Form 8938: Specified Foreign Financial Assets must be filed with your client’s U.S. income tax return for foreign financial assets worth more than: (1) $50,000 on the last day of the taxable year or $75,000 at any time during the year, for an unmarried individual living inside the United States; or (2) $200,000 on the last day of the taxable year or $300,000 at any time during the year, for an unmarried individual living outside of the United States.
Form 3520: A U.S. beneficiary receiving $100,000 or more in gifts/bequests from a foreign individual is required to file this form by April 15 of the year following the gift.
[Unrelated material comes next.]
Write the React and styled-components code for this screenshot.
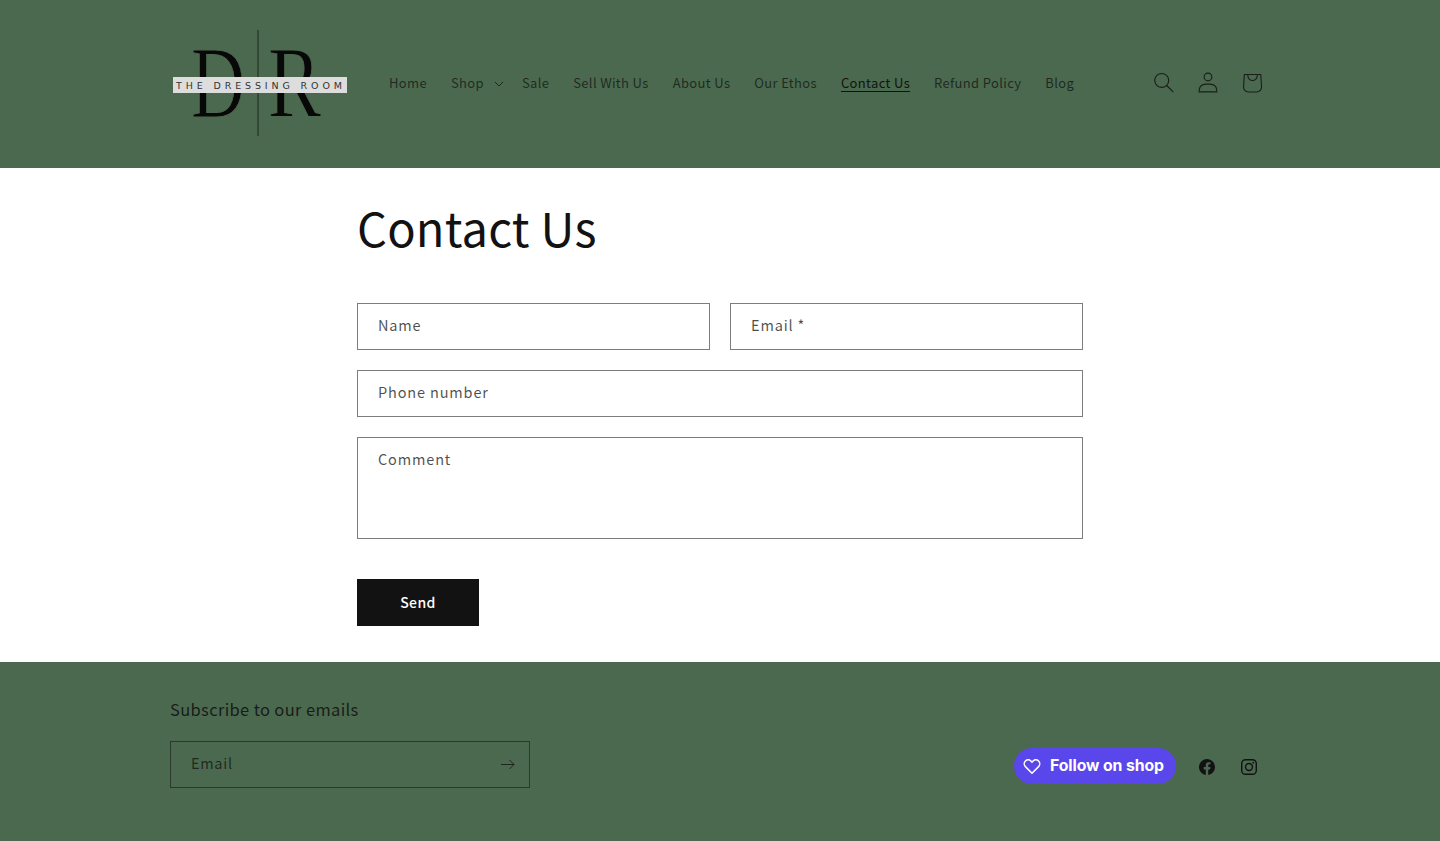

Otherwise, a 25 percent penalty of the total value of the gifts/bequests may result.
Form 5471: U.S. persons (including a citizen, resident alien, domestic partnership or corporation and a domestic trust or estate) who are officers, directors or shareholders of a foreign corporation must file this form if they own or acquire 10 percent of a foreign corporation’s shares.
A trust where U.S. laws don’t have jurisdiction and where a U.S. person isn’t a trustee makes a trust a foreign trust for U.S. tax purposes.
A foreign trust is treated and taxed as a U.S. person if there are U.S. beneficiaries or a U.S. grantor.
A foreign non-grantor trust with U.S. beneficiaries has distributable net income (DNI), which is subject to income tax whether the income was distributed or not.
Undistributed net income (UNI) will suffer “throwback rules,” which impose heavy penalties when income tax isn’t paid.
Foreign trusts can invest in tax-exempt income or manage investments for capital appreciation only to avoid throwback rules, although the trustee must remain mindful about its obligation to diversify investments.